When I started developing this application, my goal was to build an interactive and intelligent document reader. I wanted users to upload a document, ask a question about it, and have an AI generate responses based on the document’s content. So, here’s how I put everything together:
OpenAI and Pinecone
First, I created a user-friendly sidebar for users to input their API keys and environment variables. This is the first interaction point between the user and the application. The application relies on OpenAI and Pinecone for retrieving information and generating responses, hence the necessity of API keys.
If you do not have a .env file with the necessary environment variables to use LangChain and Pinecone, the sidebar will not ask you for these details but will recognize them.
Once the user has input the API keys and environment variables, they can choose to upload a file.
If the “Enable file upload” checkbox is ticked, a file uploader widget appears, where the user can upload a PDF document.
If a user chooses to upload a document, the application reads the uploaded PDF, divides it into individual pages using the
PyPDFLoader, and creates a searchable vectorstore index using Pinecone.
The embedding before going to the vectorstore essentially converts the text into a mathematical representation that can be efficiently searched and compared, providing the backbone for our question-answering system.
Now that the vectorstore index is ready, the user can input a question or prompt related to the uploaded document. When the user submits a question, the application triggers the
This function utilizes OpenAI’s GPT model to generate an answer based on the vector representation of the document in the vectorstore.

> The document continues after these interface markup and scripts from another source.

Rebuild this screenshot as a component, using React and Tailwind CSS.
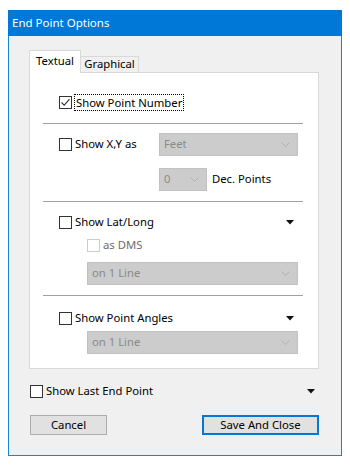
import React from 'react';

const font = { fontFamily: '"Noto Sans", "Open Sans", sans-serif' };

function CheckBox({ checked = false, disabled = false }) {
  return (
    <div
      className={`w-[13px] h-[13px] shrink-0 bg-white border ${disabled ? 'border-[#cccccc]' : 'border-[#333333]'} flex items-center justify-center`}
    >
      {checked && (
        <svg width="11" height="11" viewBox="0 0 11 11">
          <path d="M1.5 5.5 L4.2 8.2 L9.5 2.2" fill="none" stroke="#333333" strokeWidth="1.1" />
        </svg>
      )}
    </div>
  );
}

function DropDown({ value, className }) {
  return (
    <div className={`h-[23px] bg-[#cccccc] border border-[#c2c2c2] flex items-center justify-between pl-[4px] pr-[7px] text-[#8a8a8a] ${className}`}>
      <span>{value}</span>
      <svg width="9" height="6" viewBox="0 0 9 6">
        <path d="M0.5 0.5 L4.5 4.5 L8.5 0.5" fill="none" stroke="#b0b0b0" strokeWidth="1" />
      </svg>
    </div>
  );
}

function Arrow() {
  return (
    <svg width="8" height="5" viewBox="0 0 8 5">
      <polygon points="0,0 8,0 4,4.5" fill="#111111" />
    </svg>
  );
}

function Separator() {
  return <div className="h-px bg-[#a0a0a0]" />;
}

export default function App() {
  return (
    <div className="w-[350px] h-[466px] bg-white pt-[10px] pl-[8px] text-[11.3px] text-black" style={font}>
      <div className="w-[334px] h-[446px] flex flex-col">
        {/* Title bar */}
        <div className="h-[26px] bg-[#0078d7] text-white flex items-center pl-[4px] text-[11.5px]">
          End Point Options
        </div>

        <div className="flex-1 bg-[#f0f0f0] border-x border-b border-[#1883d7] pl-[20px] pt-[14px]">
          {/* Tabs */}
          <div className="flex items-start">
            <div className="relative z-10 h-[23px] w-[52px] bg-white border-x border-t border-[#d9d9d9] flex items-center justify-center pb-[1px]">
              Textual
            </div>
            <div className="mt-[6px] h-[16px] w-[58px] bg-[#f0f0f0] border-t border-r border-[#d9d9d9] flex items-center justify-center">
              Graphical
            </div>
          </div>

          {/* Panel */}
          <div className="-mt-px w-[290px] h-[297px] bg-white border border-[#d9d9d9] pl-[13px] pr-[15px] flex flex-col">
            <div className="mt-[18px] h-[23px] pl-[16px] flex items-center">
              <CheckBox checked />
              <span className="ml-[2px] px-[1px] border border-dotted border-black leading-[15px]">Show Point Number</span>
            </div>

            <div className="mt-[9px]"><Separator /></div>

            <div className="mt-[9px] h-[23px] pl-[16px] flex items-center">
              <div className="w-[100px] flex items-center">
                <CheckBox />
                <span className="ml-[3px]">Show X,Y as</span>
              </div>
              <DropDown value="Feet" className="w-[139px]" />
            </div>

            <div className="mt-[12px] h-[23px] pl-[116px] flex items-center">
              <DropDown value="0" className="w-[48px]" />
              <span className="ml-[5px]">Dec. Points</span>
            </div>

            <div className="mt-[10px]"><Separator /></div>

            <div className="mt-[9px] h-[23px] pl-[16px] pr-[9px] flex items-center justify-between">
              <div className="flex items-center">
                <CheckBox />
                <span className="ml-[3px]">Show Lat/Long</span>
              </div>
              <Arrow />
            </div>

            <div className="h-[22px] pl-[44px] flex items-center">
              <CheckBox disabled />
              <span className="ml-[3px] text-[#6d6d6d]">as DMS</span>
            </div>

            <div className="mt-[6px] pl-[44px] pr-[4px]">
              <DropDown value="on 1 Line" className="w-[211px]" />
            </div>

            <div className="mt-[10px]"><Separator /></div>

            <div className="mt-[11px] h-[23px] pl-[16px] pr-[9px] flex items-center justify-between">
              <div className="flex items-center">
                <CheckBox />
                <span className="ml-[3px]">Show Point Angles</span>
              </div>
              <Arrow />
            </div>

            <div className="mt-[1px] pl-[44px] pr-[4px]">
              <DropDown value="on 1 Line" className="w-[211px]" />
            </div>
          </div>

          {/* Bottom */}
          <div className="mt-[11px] w-[290px] h-[23px] pl-[1px] pr-[4px] flex items-center justify-between">
            <div className="flex items-center">
              <CheckBox />
              <span className="ml-[3px]">Show Last End Point</span>
            </div>
            <Arrow />
          </div>

          <div className="mt-[12px] w-[290px] flex items-center justify-between pl-[1px]">
            <button className="w-[77px] h-[20px] bg-[#e1e1e1] border border-[#adadad] flex items-center justify-center">
              Cancel
            </button>
            <button className="w-[117px] h-[20px] bg-[#e1e1e1] border-2 border-[#0078d7] flex items-center justify-center">
              Save And Close
            </button>
          </div>
        </div>
      </div>
    </div>
  );
}
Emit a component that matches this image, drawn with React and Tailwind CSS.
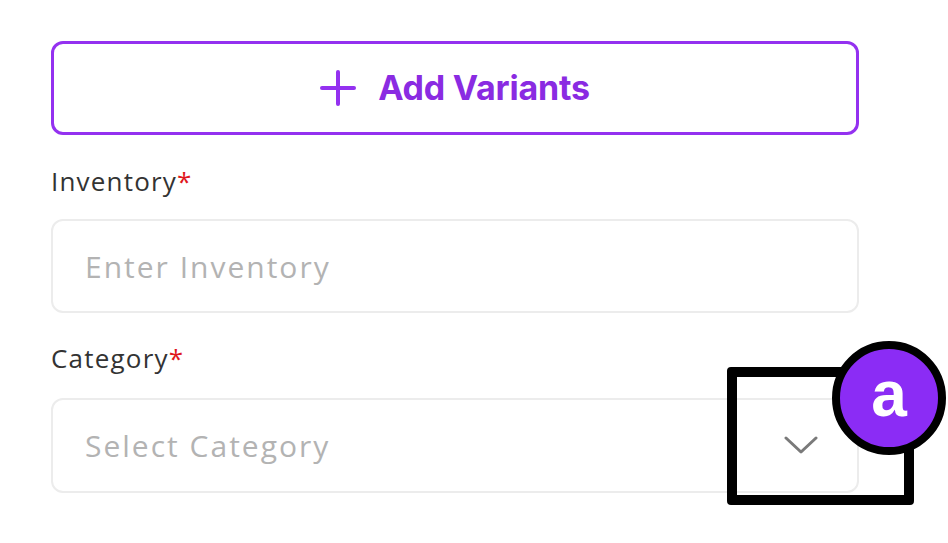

But what if the user wants to ask a question about a document they’ve already uploaded?
No worries, I’ve got that covered. If the user doesn’t choose to upload a new document, the application assumes they’re referring to the previously uploaded document. It uses the default vectorstore index that was created from the last document upload and answers the new question based on that data.
Every response generated is then stored in a session state variable, enabling us to maintain a conversation history that persists across multiple interactions in the same session.
Through this development process, I’ve aimed to make this Streamlit application as user-friendly and intuitive as possible, while also leveraging the power of OpenAI and Pinecone to provide accurate, relevant responses to user queries.